# WHAT TO WORK ON
Write out nothing but the lines from the first line of the entries below through the line with "scale-x-[0.84] font-['Roboto',sans-serif] font-medium"; no pictures go in.

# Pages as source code
___
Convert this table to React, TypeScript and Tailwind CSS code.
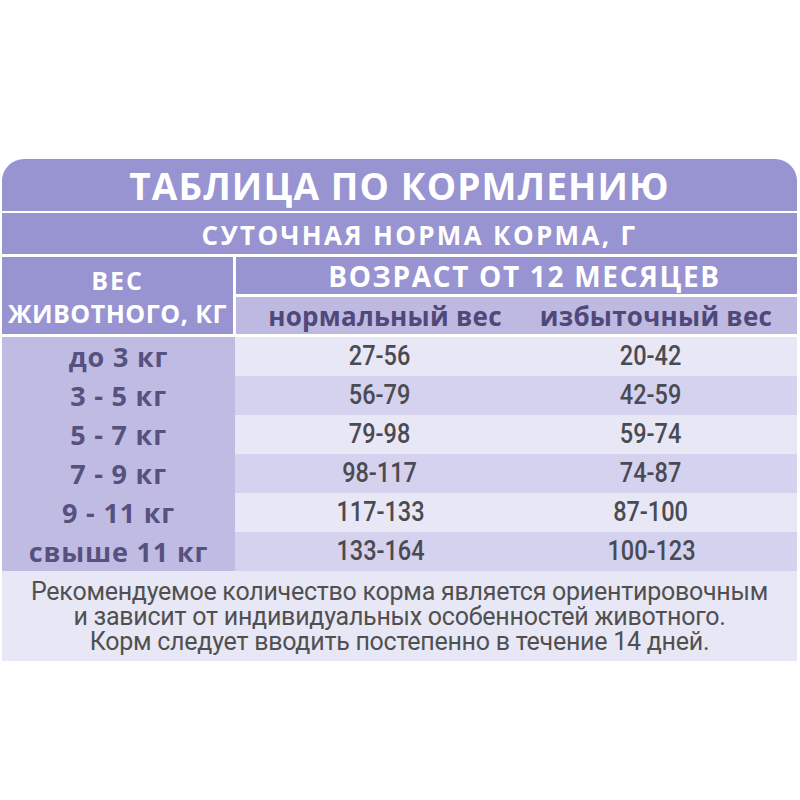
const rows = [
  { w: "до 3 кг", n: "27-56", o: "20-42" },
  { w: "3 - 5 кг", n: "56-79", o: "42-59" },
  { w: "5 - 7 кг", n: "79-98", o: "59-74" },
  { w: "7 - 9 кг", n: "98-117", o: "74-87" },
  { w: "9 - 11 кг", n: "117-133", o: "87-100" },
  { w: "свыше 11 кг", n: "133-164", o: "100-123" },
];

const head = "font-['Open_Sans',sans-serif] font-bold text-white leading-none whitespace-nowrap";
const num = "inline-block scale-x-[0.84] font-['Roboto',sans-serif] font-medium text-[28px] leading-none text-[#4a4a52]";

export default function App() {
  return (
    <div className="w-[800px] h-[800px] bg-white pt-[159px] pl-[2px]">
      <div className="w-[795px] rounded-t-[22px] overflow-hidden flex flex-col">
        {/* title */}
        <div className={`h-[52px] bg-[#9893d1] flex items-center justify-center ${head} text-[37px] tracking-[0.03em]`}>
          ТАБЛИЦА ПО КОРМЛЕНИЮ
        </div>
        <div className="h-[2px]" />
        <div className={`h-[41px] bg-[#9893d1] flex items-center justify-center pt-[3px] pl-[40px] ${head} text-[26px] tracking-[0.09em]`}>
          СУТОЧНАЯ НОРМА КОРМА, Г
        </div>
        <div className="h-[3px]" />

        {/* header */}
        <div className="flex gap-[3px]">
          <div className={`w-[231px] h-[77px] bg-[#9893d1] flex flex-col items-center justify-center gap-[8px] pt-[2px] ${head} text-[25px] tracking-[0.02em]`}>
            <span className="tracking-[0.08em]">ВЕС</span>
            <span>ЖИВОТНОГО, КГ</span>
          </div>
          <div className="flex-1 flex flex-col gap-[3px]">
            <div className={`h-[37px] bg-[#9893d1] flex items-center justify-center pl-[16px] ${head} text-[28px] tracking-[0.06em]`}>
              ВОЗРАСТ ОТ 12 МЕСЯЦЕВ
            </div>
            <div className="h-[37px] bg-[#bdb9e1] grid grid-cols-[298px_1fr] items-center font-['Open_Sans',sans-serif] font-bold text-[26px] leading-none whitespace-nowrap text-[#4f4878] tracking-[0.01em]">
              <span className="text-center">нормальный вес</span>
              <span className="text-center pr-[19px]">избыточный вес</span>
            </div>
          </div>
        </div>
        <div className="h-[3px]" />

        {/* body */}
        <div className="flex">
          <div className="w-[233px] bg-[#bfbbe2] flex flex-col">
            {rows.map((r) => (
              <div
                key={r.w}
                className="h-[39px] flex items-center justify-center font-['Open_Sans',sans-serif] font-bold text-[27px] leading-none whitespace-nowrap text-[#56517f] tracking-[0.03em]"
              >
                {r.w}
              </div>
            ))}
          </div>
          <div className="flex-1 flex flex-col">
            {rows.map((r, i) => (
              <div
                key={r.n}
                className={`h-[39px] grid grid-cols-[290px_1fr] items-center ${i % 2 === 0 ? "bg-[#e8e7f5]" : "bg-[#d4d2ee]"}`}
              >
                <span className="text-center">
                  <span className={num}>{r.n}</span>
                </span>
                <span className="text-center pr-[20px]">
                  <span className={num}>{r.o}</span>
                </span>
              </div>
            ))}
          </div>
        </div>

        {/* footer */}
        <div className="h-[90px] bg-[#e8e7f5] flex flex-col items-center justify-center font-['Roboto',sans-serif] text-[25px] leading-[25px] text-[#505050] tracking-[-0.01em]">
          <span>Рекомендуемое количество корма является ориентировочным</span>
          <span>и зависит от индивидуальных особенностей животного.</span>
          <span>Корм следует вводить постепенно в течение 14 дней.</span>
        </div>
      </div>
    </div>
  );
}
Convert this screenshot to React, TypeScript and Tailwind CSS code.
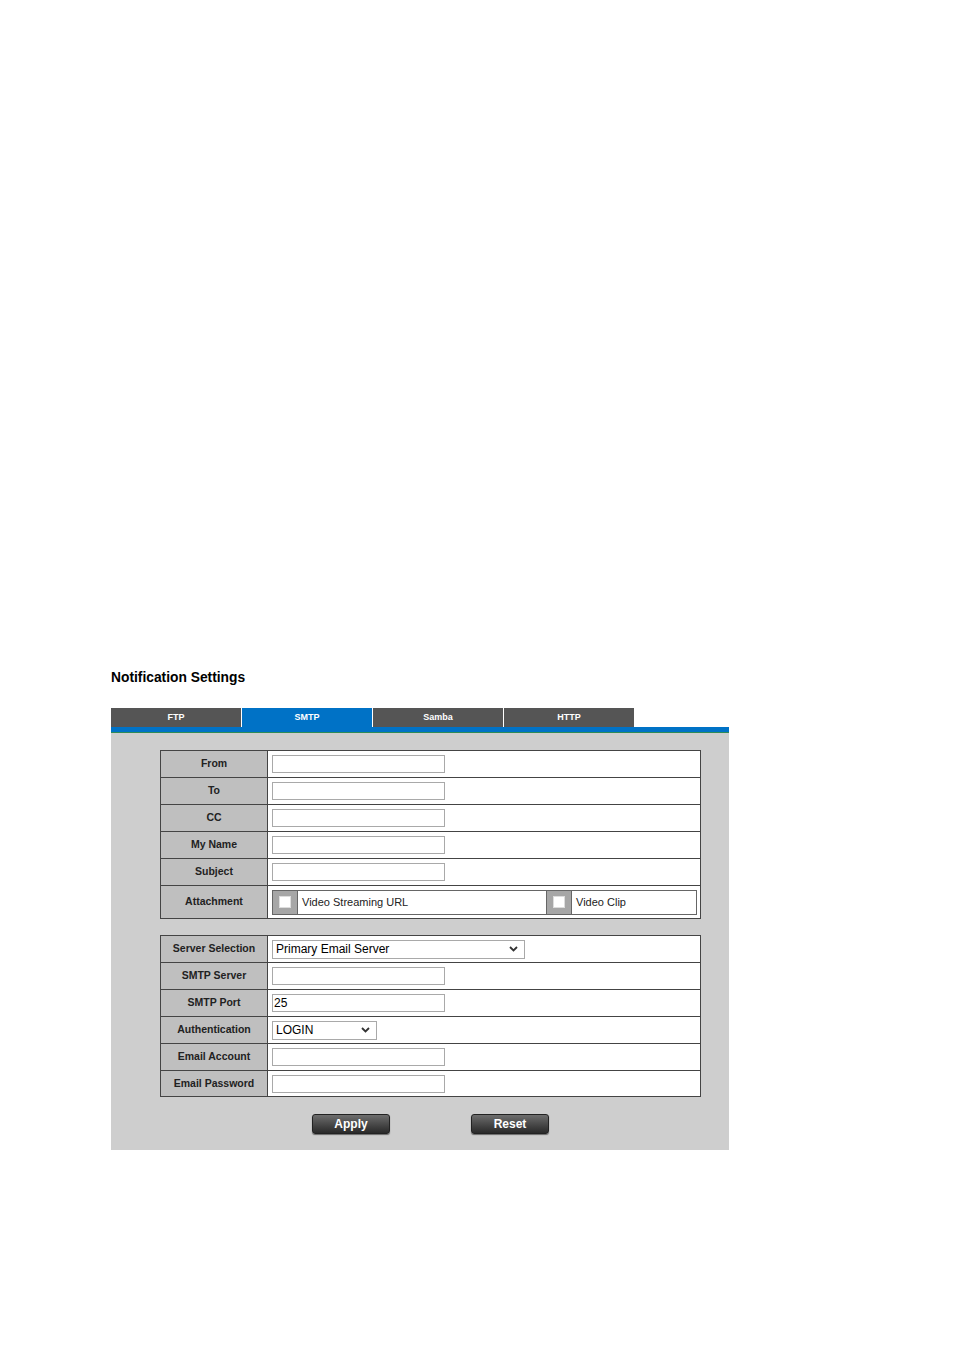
___
# FULL OUTPUT
Convert this table to React, TypeScript and Tailwind CSS code.
const rows = [
  { w: "до 3 кг", n: "27-56", o: "20-42" },
  { w: "3 - 5 кг", n: "56-79", o: "42-59" },
  { w: "5 - 7 кг", n: "79-98", o: "59-74" },
  { w: "7 - 9 кг", n: "98-117", o: "74-87" },
  { w: "9 - 11 кг", n: "117-133", o: "87-100" },
  { w: "свыше 11 кг", n: "133-164", o: "100-123" },
];

const head = "font-['Open_Sans',sans-serif] font-bold text-white leading-none whitespace-nowrap";
const num = "inline-block scale-x-[0.84] font-['Roboto',sans-serif] font-medium text-[28px] leading-none text-[#4a4a52]";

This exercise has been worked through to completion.